Until one evening shortly after the Queen’s death, when my daughter and her partner had gone to stay with her father for the weekend and I was sitting alone in the house watching an overspill of emotions on TV. My friend had asked me what I was up to, and instead of lying, I told her I was alone and had been crying since lunchtime over something (ostensibly trivial to anyone else) which had happened and had upset me. Only to be be told that I needed to stop wallowing, get up, go outside and meet people who were worse off than me.

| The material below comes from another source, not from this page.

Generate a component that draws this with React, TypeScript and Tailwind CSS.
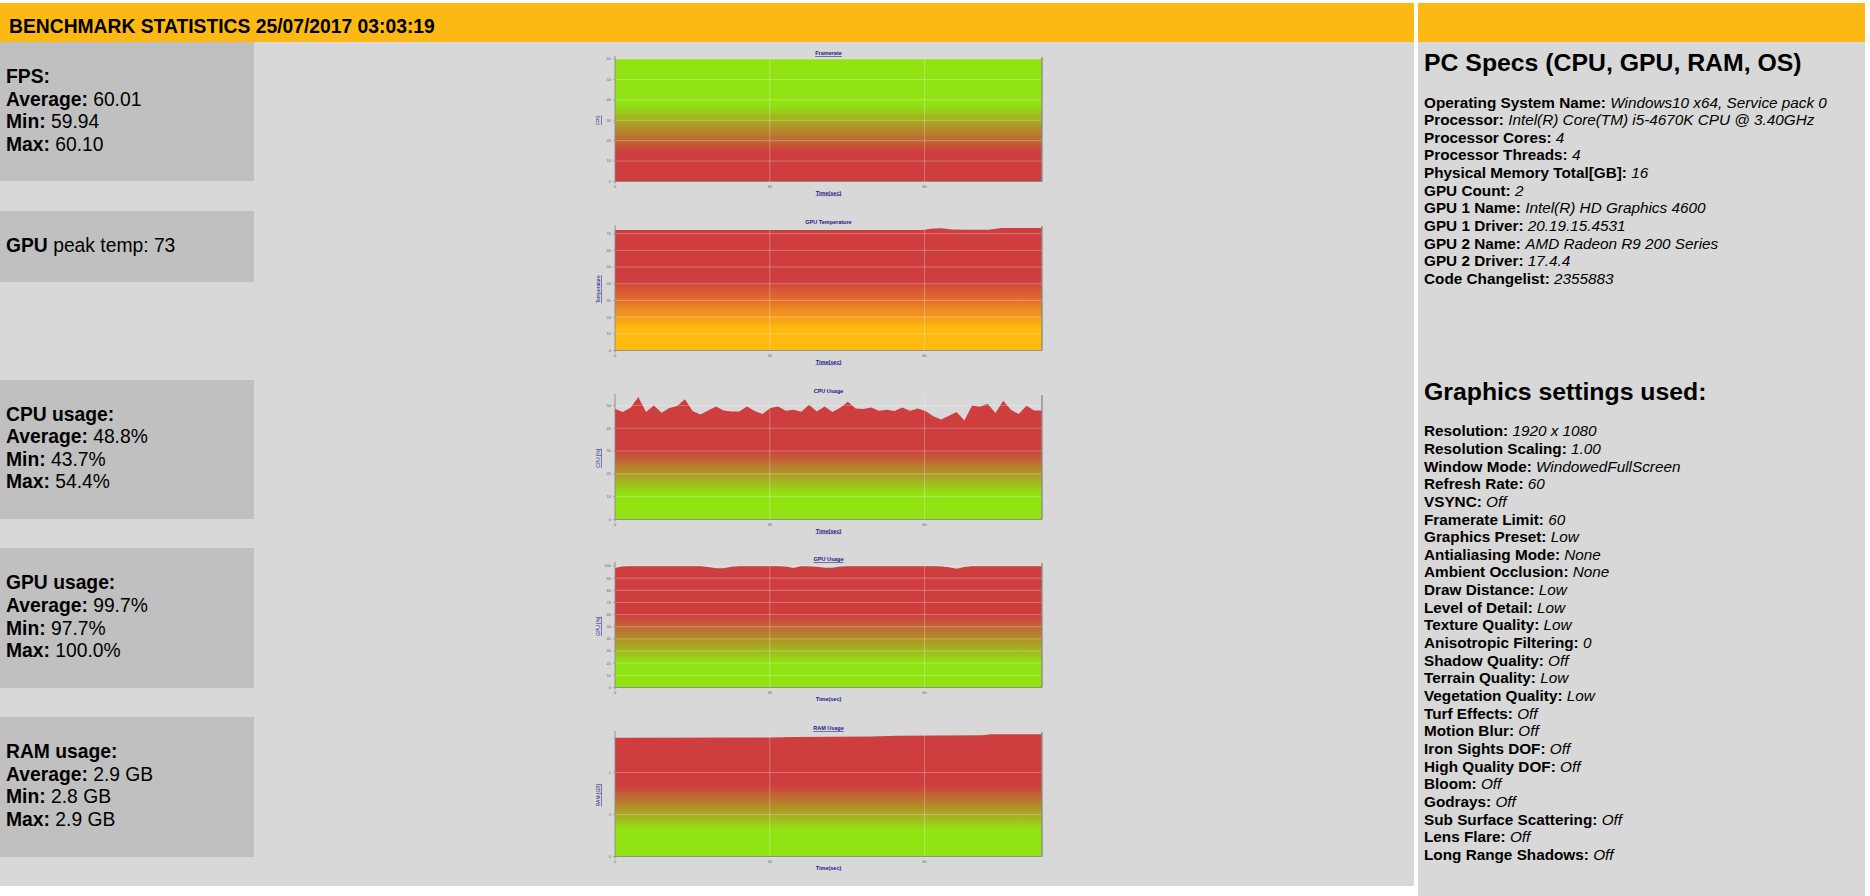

I actually felt my heart hit the floor.
I saw this reprimand as a kind of bell tolling; it rang out LOUDLY that I was nothing but a snivelling, weasley wretch who read far too much into simple things that nobody else thought twice about; that I was a waste of space and this was why none of my so-called friends ever contacted me out of the blue to ask me how I was, much less have a conversation with me, and the fact I was sitting there on my own sobbing proved this and nobody actually cared. Literally nobody. As if on a film-reel, the earlier parts of the year rewound then re-viewed all the other occasions I’d been equally invisible, unwanted, discarded and irrelevant. Of course, it all made perfect sense now.
I wasn’t meant to be alive. I should never have been born. In fact if I’d been born a century earlier, both my mother and I would’ve died at (my) birth.
I ran through a list of ‘friends’ who hadn’t kept in touch since I’d moved away 5 years previously. Or who did, but only after I’d contacted them first or if we ‘liked’ a post on social media. I bet they’d come to my bloody funeral, though, wouldn’t they? Out of some warped sense of guilt and remorse if nothing else. Well I didn’t want them to use the energy if that was their attitude; I’d let them off the hook now. By sending a quick text telling them I loved them, and farewell. There. Done and dusted.
In hindsight this would turn out to be my second biggest pratfall of the year.
Because of course all these people started contacting me. And (unbeknown to me) contacting my daughter. Ruining her weekend if not her life.
Needless to say, police were involved, the crisis team were involved and I felt stupid, humiliated and shamed. All my own doing, of course, which is how it always happens, and leading me to feel nothing but worse about myself.
I stayed in bed for the ensuing two days, only surfacing for wees, water, and to refill the cat’s food bowls. Someone from the crisis team called to make sure I was still alive, didn’t have plans to ‘harm myself’, and signed off with “enjoy the rest of the weekend” which I will take to my grave as the most ironic, perverse thing to say to a suicidal person.
When my daughter and her partner returned, I’d bolstered myself to deliver apologies and ask for her forgiveness, but didn’t get that far. Because during the course of the year, I hadn’t taken into account, or even seen, the many signs pointing out how I was affecting those closest to me. I’d been so preoccupied with white-knuckling my own steering wheel and trying to stay on course that I’d forgotten to check other important road users. And now it was too late. They’d discussed it, they were sorry it had come to this, but we couldn’t all go on living together; it was too much for them to cope with. I needed to move out.